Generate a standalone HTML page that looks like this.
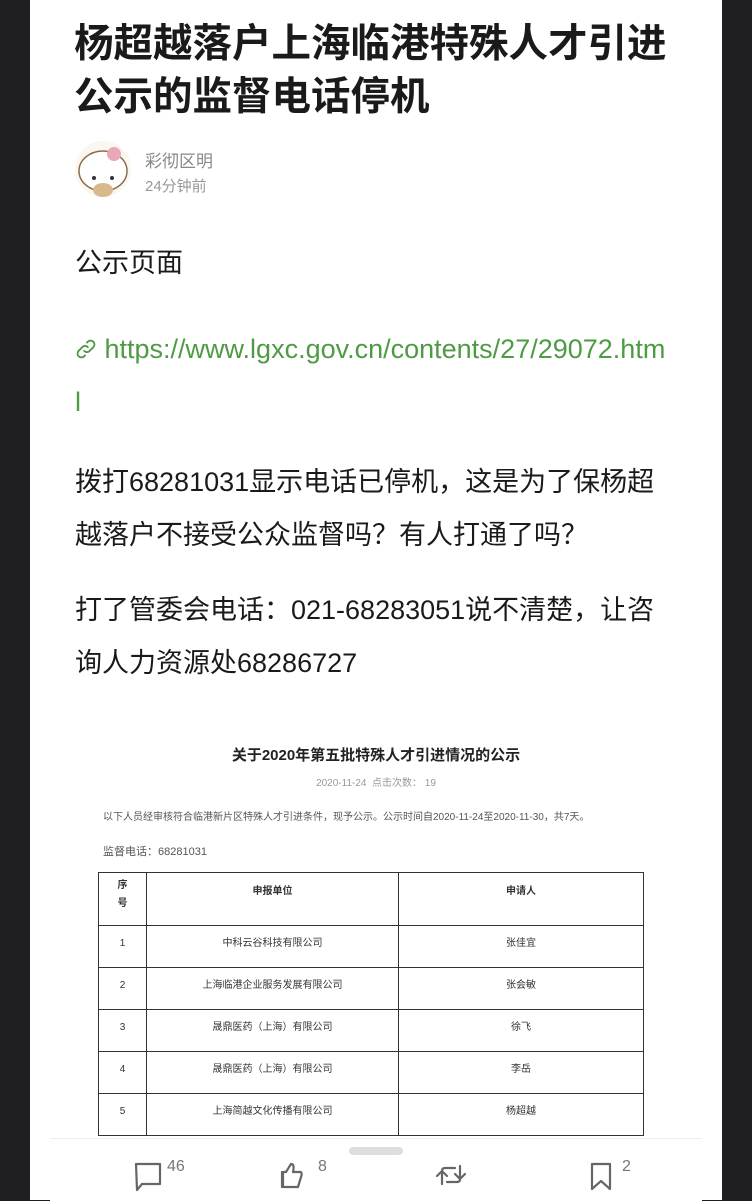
-*-
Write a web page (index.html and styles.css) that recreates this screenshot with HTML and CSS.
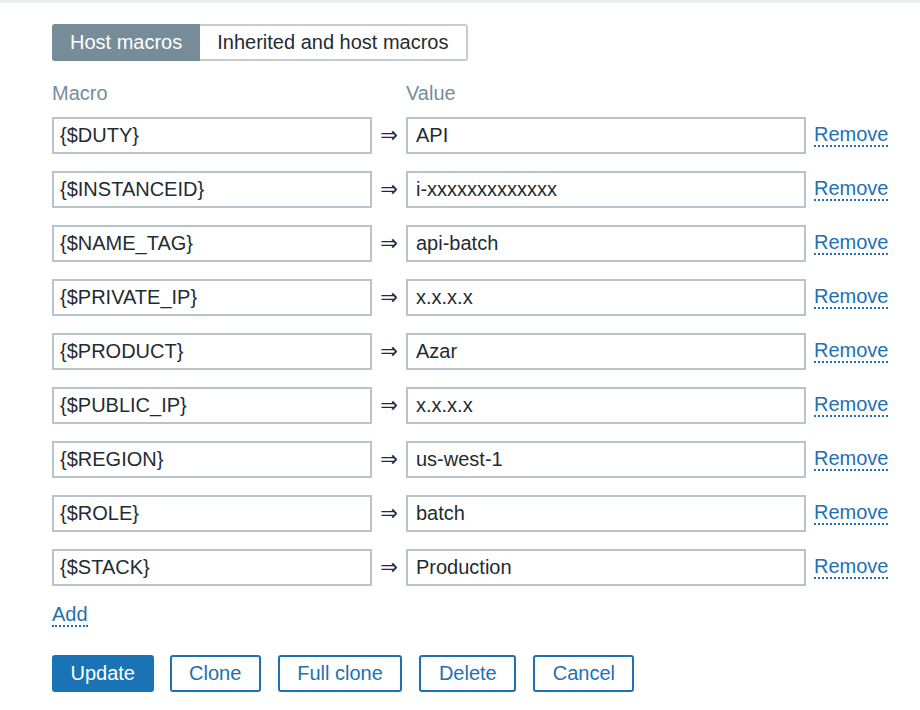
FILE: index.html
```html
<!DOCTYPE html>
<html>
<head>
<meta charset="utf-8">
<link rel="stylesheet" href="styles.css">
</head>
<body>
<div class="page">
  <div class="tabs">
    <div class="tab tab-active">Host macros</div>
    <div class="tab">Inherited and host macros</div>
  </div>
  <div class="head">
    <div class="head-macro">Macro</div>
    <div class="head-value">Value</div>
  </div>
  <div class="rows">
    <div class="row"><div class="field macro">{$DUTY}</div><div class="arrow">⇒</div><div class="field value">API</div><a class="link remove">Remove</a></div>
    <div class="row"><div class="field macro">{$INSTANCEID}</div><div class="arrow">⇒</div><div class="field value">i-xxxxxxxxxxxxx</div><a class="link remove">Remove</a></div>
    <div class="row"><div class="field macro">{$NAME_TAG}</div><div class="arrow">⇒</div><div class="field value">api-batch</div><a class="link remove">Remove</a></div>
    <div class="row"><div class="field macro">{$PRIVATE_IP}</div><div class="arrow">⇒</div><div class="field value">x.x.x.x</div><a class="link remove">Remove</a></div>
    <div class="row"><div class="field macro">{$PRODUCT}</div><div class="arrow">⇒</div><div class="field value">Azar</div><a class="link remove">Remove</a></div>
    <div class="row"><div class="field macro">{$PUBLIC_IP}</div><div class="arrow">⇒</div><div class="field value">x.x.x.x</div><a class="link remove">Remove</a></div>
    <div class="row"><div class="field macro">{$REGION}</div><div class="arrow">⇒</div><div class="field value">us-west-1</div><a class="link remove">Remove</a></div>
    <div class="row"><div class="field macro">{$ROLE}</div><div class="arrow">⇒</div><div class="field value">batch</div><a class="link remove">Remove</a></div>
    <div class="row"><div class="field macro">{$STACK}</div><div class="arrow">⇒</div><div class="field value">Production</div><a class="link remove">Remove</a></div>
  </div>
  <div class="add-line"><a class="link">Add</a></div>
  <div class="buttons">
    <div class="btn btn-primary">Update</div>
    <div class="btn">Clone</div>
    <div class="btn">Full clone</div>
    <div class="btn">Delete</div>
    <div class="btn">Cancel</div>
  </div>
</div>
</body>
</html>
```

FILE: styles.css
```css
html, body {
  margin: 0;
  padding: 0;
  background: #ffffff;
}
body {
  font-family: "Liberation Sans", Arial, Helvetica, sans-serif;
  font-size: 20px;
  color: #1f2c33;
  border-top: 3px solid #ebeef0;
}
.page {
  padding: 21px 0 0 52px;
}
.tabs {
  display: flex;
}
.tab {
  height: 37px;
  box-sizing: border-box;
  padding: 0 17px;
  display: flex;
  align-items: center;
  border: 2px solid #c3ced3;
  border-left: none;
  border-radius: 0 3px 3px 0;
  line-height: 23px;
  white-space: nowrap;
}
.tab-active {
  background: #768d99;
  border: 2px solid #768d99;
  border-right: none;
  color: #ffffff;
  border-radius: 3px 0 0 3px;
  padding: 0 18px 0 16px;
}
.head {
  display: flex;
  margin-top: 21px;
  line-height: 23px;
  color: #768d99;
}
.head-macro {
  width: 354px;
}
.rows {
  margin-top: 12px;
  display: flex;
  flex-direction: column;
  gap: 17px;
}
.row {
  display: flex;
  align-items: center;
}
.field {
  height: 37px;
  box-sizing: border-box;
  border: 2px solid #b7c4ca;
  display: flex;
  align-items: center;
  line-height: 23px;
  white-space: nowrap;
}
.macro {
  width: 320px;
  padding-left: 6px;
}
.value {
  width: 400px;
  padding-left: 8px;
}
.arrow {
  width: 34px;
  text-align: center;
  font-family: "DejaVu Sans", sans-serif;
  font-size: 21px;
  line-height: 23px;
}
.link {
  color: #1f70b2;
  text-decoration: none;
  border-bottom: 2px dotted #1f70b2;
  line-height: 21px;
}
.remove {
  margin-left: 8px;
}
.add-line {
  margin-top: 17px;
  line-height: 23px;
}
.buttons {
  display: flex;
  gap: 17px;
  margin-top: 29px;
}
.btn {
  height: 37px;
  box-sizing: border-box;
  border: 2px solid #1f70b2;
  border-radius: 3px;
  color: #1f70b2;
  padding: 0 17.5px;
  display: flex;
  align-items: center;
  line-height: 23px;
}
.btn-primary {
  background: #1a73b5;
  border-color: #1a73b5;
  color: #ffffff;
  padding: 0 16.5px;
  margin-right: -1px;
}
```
-*-
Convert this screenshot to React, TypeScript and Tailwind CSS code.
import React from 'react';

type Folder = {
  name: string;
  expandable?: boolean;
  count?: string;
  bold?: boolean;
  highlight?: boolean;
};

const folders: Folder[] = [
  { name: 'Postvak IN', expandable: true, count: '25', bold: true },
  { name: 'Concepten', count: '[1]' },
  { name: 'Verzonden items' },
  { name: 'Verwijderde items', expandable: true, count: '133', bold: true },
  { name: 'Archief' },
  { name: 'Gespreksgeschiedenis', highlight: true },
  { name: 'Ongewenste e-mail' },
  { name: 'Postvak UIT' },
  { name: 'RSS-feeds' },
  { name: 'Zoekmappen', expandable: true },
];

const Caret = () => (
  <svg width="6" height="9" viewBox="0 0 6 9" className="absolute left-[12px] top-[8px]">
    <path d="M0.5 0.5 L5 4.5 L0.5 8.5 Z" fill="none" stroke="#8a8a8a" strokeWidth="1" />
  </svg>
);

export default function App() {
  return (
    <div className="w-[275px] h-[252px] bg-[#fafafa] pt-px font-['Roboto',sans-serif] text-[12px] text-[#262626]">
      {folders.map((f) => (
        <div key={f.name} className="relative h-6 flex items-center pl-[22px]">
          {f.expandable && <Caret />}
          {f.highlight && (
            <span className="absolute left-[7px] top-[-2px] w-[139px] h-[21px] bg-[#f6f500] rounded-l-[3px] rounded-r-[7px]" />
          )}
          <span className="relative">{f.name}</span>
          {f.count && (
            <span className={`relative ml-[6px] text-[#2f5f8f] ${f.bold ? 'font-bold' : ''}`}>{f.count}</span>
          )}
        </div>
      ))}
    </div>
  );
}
-*-
- TASK REQUIREMENTS -
Among the entries above, how many lines include the word "index"? Reply with the number only.

- SOLUTION TO THIS TASK -
2